Requirements =
Lines containing the word "styles" are to be located and copied.

::: Data section :::

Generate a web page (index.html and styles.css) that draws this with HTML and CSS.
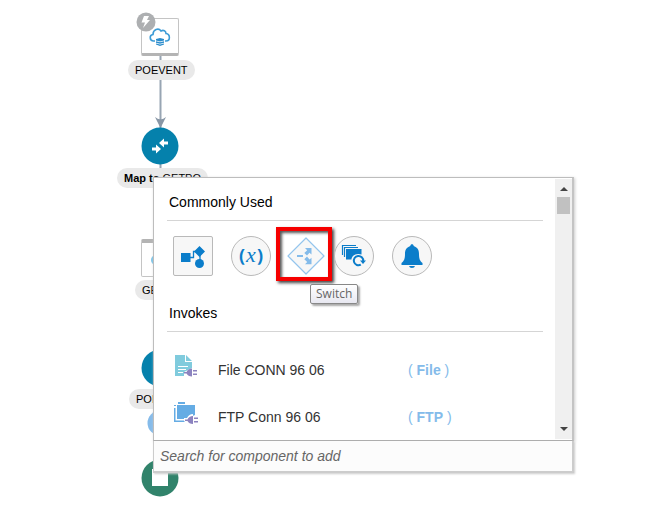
FILE: index.html
```
<!DOCTYPE html>
<html lang="en">
<head>
<meta charset="utf-8">
<title>Integration flow</title>
<link rel="stylesheet" href="styles.css">
</head>
<body>
<main class="canvas">
  <svg class="wires" width="20" height="190" viewBox="0 0 20 190" aria-hidden="true">
    <path d="M10.500 48V120M10.500 155V166" stroke="#98a5b3" stroke-width="2" fill="none"/>
    <path d="M5 109Q9 112 10.500 111Q12 112 16 109L10.500 120Z" fill="#8997a6"/>
  </svg>

  <div class="node box trigger">
    <svg width="22" height="19" viewBox="0 0 22 19" aria-hidden="true">
      <path d="M6 14H4.500C.5 14 0 8 4 7.500C4 2.500 9.500.5 12 4C14.500 2.500 17 4 17 6.500C21.500 7 21.500 14 17 14H16" fill="none" stroke="#3c9bd6" stroke-width="1.600"/>
      <path d="M7 12L11 11L15 12V13.500L11 14.500L7 13.500ZM7 14.300L11 15.300L15 14.300V15.700L11 16.700L7 15.700ZM7 16.500L11 17.500L15 16.500V17.500L11 19L7 17.500Z" fill="#2b8ccc"/>
    </svg>
  </div>
  <svg class="node bolt" width="20" height="20" viewBox="0 0 20 20" aria-hidden="true">
    <circle cx="10" cy="10" r="9.500" fill="#adafb1"/>
    <path d="M8 4H13L11 8H14L7 16L9 10.500H5.500Z" fill="#fff"/>
  </svg>
  <span class="node label label-event">POEVENT</span>

  <svg class="node map-one" width="38" height="38" viewBox="0 0 38 38" aria-hidden="true">
    <circle cx="19" cy="19" r="18.500" fill="#0581ac"/>
    <path d="M11 20.500H15V17.500L20 22L15 26.500V23.500H11ZM27 14.500H23V11.500L18 16L23 20.500V17.500H27Z" fill="#fff"/>
  </svg>
  <span class="node label label-map"><b>Map to</b> GETPO</span>

  <div class="node box invoke">
    <svg width="20" height="20" viewBox="0 0 20 20" aria-hidden="true"><circle cx="6" cy="10" r="5" fill="#78c4ea"/></svg>
  </div>
  <span class="node label label-get">GETPO</span>
  <svg class="node map-two" width="38" height="38" viewBox="0 0 38 38" aria-hidden="true">
    <circle cx="19" cy="19" r="18.500" fill="#0581ac"/>
  </svg>
  <span class="node label label-po">POEVENT</span>
  <svg class="node add" width="26" height="26" viewBox="0 0 26 26" aria-hidden="true"><circle cx="13" cy="13" r="12.500" fill="#85bbea"/></svg>
  <svg class="node end" width="38" height="38" viewBox="0 0 38 38" aria-hidden="true">
    <circle cx="19" cy="19" r="18.500" fill="#31836b"/><path d="M11 10H27V27H11Z" fill="#fff"/>
  </svg>

  <section class="picker" aria-label="Add component">
    <div class="list">
      <div class="content">
        <h2>Commonly Used</h2>
        <div class="tools">
          <button class="tool square" aria-label="Action">
            <svg width="38" height="38" viewBox="0 0 38 38">
              <path d="M15 20.500H19.500V14.500H23M26 14V25" fill="none" stroke="#0b7dca" stroke-width="1.300"/>
              <path d="M7 16H16.500V25H7ZM25.500 9L31 14.500L25.500 20L20 14.500Z" fill="#0b7dca"/>
              <circle cx="25.500" cy="26.500" r="4.500" fill="#0b7dca"/>
            </svg>
          </button>
          <button class="tool round variable" aria-label="Assign">(<i>x</i>)</button>
          <button class="tool diamond" aria-label="Switch">
            <svg width="40" height="40" viewBox="0 0 40 40">
              <path d="M20 2L38 20L20 38L2 20Z" fill="#f7f7f7" stroke="#94c5ed" stroke-width="1.200" stroke-linejoin="round"/>
              <path d="M11 20H17" stroke="#84bbea" stroke-width="2"/>
              <path d="M19 12H25.500V18.500L23.500 16.800L21 19.500L18.300 17L21.200 14.300ZM21 20.500L23.500 23.500L25.500 21.800V28.300H19L21.200 26L18.300 23.200Z" fill="#84bbea"/>
            </svg>
            <span class="marker"></span>
          </button>
          <button class="tool round" aria-label="For each">
            <svg width="38" height="38" viewBox="0 0 38 38">
              <path d="M7.500 18V8.500H21M9.500 20V10.500H23" fill="none" stroke="#0b7dca" stroke-width="1.200"/>
              <path d="M11 12H26.500V17.500C21 15.500 16.500 19 16.500 22.500H11Z" fill="#0b7dca"/>
              <path d="M25.800 27.700A4.700 4.700 0 1 1 28.200 24" fill="none" stroke="#0b7dca" stroke-width="2"/>
              <path d="M25 23.500H31L28 27Z" fill="#0b7dca"/>
            </svg>
          </button>
          <button class="tool round" aria-label="Notification">
            <svg width="38" height="38" viewBox="0 0 38 38">
              <path d="M17.300 9C17.300 6.500 20.700 6.500 20.700 9C25 10.500 26 13.500 26 17C26 22 27 24 29.500 26V28H8.500V26C11 24 12 22 12 17C12 13.500 13 10.500 17.300 9ZM16 29H22Q21.500 31 19 31Q16.500 31 16 29Z" fill="#0b7dca"/>
            </svg>
          </button>
        </div>
        <h2>Invokes</h2>
        <ul class="connections">
          <li>
            <svg width="26" height="32" viewBox="0 0 26 32" aria-hidden="true">
              <path d="M2 1H12V8H19V14L11 18V22H2ZM13 1L19 7H13Z" fill="#80cbdd"/>
              <path d="M5 12.500H15M5 15.500H13M5 18.500H10" stroke="#fff"/>
              <path d="M11 18H13.500Q15 14.500 19 14.500V22.500Q15 22.500 13.500 19.500H11ZM20 16H24V17.500H20ZM20 19.500H24V21H20Z" fill="#8c83bf"/>
            </svg>
            <span>File CONN 96 06</span><span class="kind">( <b>File</b> )</span>
          </li>
          <li>
            <svg width="26" height="32" viewBox="0 0 26 32" aria-hidden="true">
              <path d="M5 1H12V3H5ZM4 4H22V14L13 18H4ZM1 4H3V5H1ZM1 7H2.500V19.500H12V21H1Z" fill="#65ace4"/>
              <path d="M11 17H14Q16 13 20 13V24Q16 23.500 13 20.500H11Z" fill="#fff"/>
              <path d="M12 18.500H14.500Q16 15 20 15V23Q16 23 14.500 20H12ZM21 16.500H25V18H21ZM21 20H25V21.500H21Z" fill="#8c83bf"/>
            </svg>
            <span>FTP Conn 96 06</span><span class="kind">( <b>FTP</b> )</span>
          </li>
        </ul>
      </div>
      <div class="scrollbar" aria-hidden="true">
        <svg width="8" height="4" viewBox="0 0 8 4"><path d="M0 4L4 0L8 4Z" fill="#444"/></svg>
        <div class="thumb"></div>
        <svg class="down" width="8" height="4" viewBox="0 0 8 4"><path d="M0 0L4 4L8 0Z" fill="#444"/></svg>
      </div>
    </div>
    <input class="search" type="text" aria-label="Search for component to add" placeholder="Search for component to add">
    <span class="tooltip" role="tooltip">Switch</span>
  </section>
</main>
</body>
</html>
```
FILE: styles.css
```
* { box-sizing: border-box; }
body {
  margin: 0;
  background: #fff;
  color: #000;
  font: 14px/20px "Liberation Sans", Arial, sans-serif;
}
.canvas { position: relative; min-height: 100vh; overflow: hidden; }
.wires { position: absolute; left: 150px; top: 8px; }

.node { position: absolute; }
.box {
  display: flex;
  align-items: center;
  justify-content: center;
  width: 38px;
  height: 38px;
  border: 1px solid #c4c4c4;
  border-radius: 2px;
  background: #fff;
}
.trigger { left: 141px; top: 18px; border-bottom: 3px solid #b4b4b4; }
.bolt { left: 136px; top: 12px; }
.invoke { left: 141px; top: 239px; border-top: 4px solid #b4b4b4; }
.map-one { left: 141px; top: 127px; }
.map-two { left: 141px; top: 349px; }
.add { left: 147px; top: 410px; }
.end { left: 141px; top: 459px; }
.label {
  padding: 0 7px;
  border-radius: 10px;
  background: #e9e9e9;
  font-size: 11px;
  white-space: nowrap;
}
.label-event { left: 128px; top: 60px; }
.label-map { left: 117px; top: 168px; }
.label-get { left: 135px; top: 280px; }
.label-po { left: 129px; top: 389px; }

.picker {
  position: absolute;
  left: 153px;
  top: 177px;
  width: 421px;
}
.list {
  display: flex;
  border: 1px solid #bdbdbd;
  border-right: 2px solid #c4c4c4;
  border-bottom-color: #ababab;
  background: #fff;
  box-shadow: 1px 1px 3px #ccc;
}
.content { flex: 1; padding: 14px 12px 0 13px; }
h2 {
  margin: 0;
  padding: 0 2px 8px;
  border-bottom: 1px solid #d5d5d5;
  font-size: 14px;
  font-weight: normal;
}
.tools {
  display: grid;
  grid-template-columns: 58px 55px 48px 58px 40px;
  padding: 15px 6px 27px;
}
.tool {
  position: relative;
  display: flex;
  align-items: center;
  justify-content: center;
  width: 40px;
  height: 40px;
  padding: 0;
  border: 1px solid #b9b9b9;
  background: #f7f7f7;
}
.tool svg { flex: none; }
.square { border-radius: 2px; }
.round { border-radius: 50%; }
.diamond { border: 0; background: none; }
.variable {
  gap: 1px;
  padding-bottom: 2px;
  color: #0b7dca;
  font: bold 18px/20px "Open Sans", sans-serif;
}
.variable i { font: italic 22px/20px "Liberation Serif", serif; }
.marker {
  position: absolute;
  inset: -9px -6px -5px -10px;
  border: 4px solid #f60000;
  box-shadow: 2px 2px 3px #444, inset 2px 2px 3px #555;
}
.connections { margin: 0; padding: 14px 6px 0; list-style: none; }
.connections li {
  display: grid;
  grid-template-columns: 45px 190px auto;
  align-items: center;
  height: 47px;
  color: #333;
}
.kind { color: #84bbea; }

.scrollbar {
  display: flex;
  flex-direction: column;
  align-items: center;
  width: 17px;
  margin: 1px 0;
  padding: 8px 0;
  background: #f0f0f0;
}
.thumb { width: 13px; height: 17px; margin-top: 6px; background: #c1c1c1; }
.down { margin-top: auto; }

.search {
  display: block;
  width: 100%;
  height: 32px;
  padding: 0 6px;
  border: solid #ccc;
  border-width: 0 2px 2px 1px;
  border-radius: 0;
  background: #fcfcfc;
  box-shadow: 1px 1px 2px #ccc;
  font: italic 14px "Liberation Sans", Arial, sans-serif;
}
.search::placeholder { color: #666; opacity: 1; }

.tooltip {
  position: absolute;
  left: 157px;
  top: 107px;
  padding: 0 5px;
  border: 1px solid #888;
  border-radius: 2px;
  background: linear-gradient(#fff, #e8e8f1);
  box-shadow: 2px 2px 2px #aaa;
  color: #666;
  font: 12px/18px "Open Sans", sans-serif;
}
```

:::

Exercise solution =
Generate a web page (index.html and styles.css) that draws this with HTML and CSS.
<link rel="stylesheet" href="styles.css">
FILE: styles.css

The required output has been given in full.